Microstructural characterization and tribological behavior analysis on triethanolamine functionalized reduced graphene oxide

Abstract

Abstract A facile and modified hydrothermal method was reported for the simultaneous reduction and functionalization of graphene oxide without any reductant. The lubrication mechanisms of nanomaterials were analyzed based on tribological experiments and molecular dynamic simulation. Tribological studies indicated that triethanolamine functionalized graphene oxide exhibited excellent friction-reducing performance and the optimal concentration was 0.15 wt.%, while 0.25 wt.% of triethanolamine functionalized graphene oxide showed best wear resistance in the pin-on-disk experiment.
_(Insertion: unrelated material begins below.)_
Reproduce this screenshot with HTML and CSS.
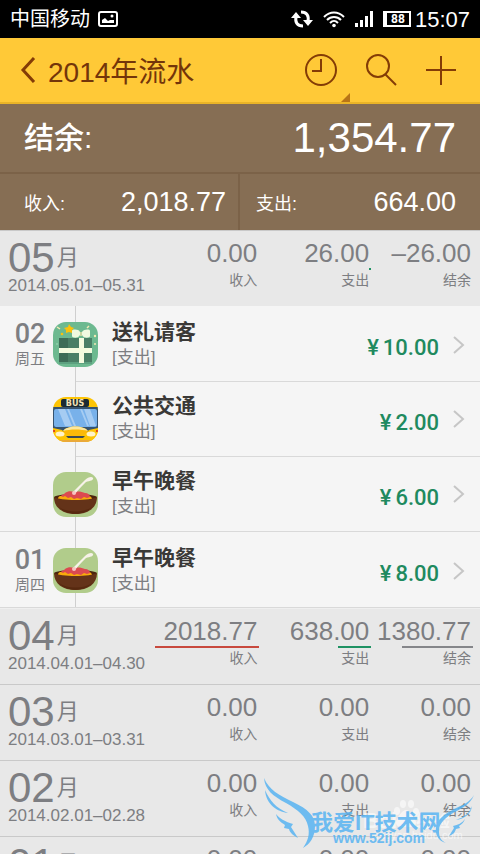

An anti-wear and friction-reducing coefficient τ was proposed to evaluate the tribological properties of lubricants for a uniform standard. Molecular dynamics simulation results revealed the influence of different functional groups on the anti-wear and friction-reducing performance. The sliding distance between graphene oxide layers with COOH functional groups was the longest, it was conducive to reduce the friction coefficient but decrease the wear life. The order of diffusion coefficients of graphene oxide containing different functional groups was DCOOH (4.02 × 10–11 m2 s−1) > DC-OH (1.42 × 10–11 m2 s−1) > DC–O–C (5.24 × 10–12 m2 s−1). It was proposed and verified that the structure of graphene oxide could be optimized by grafting triethanolamine molecules on the C–O–C functional groups to ameliorate the tribological properties.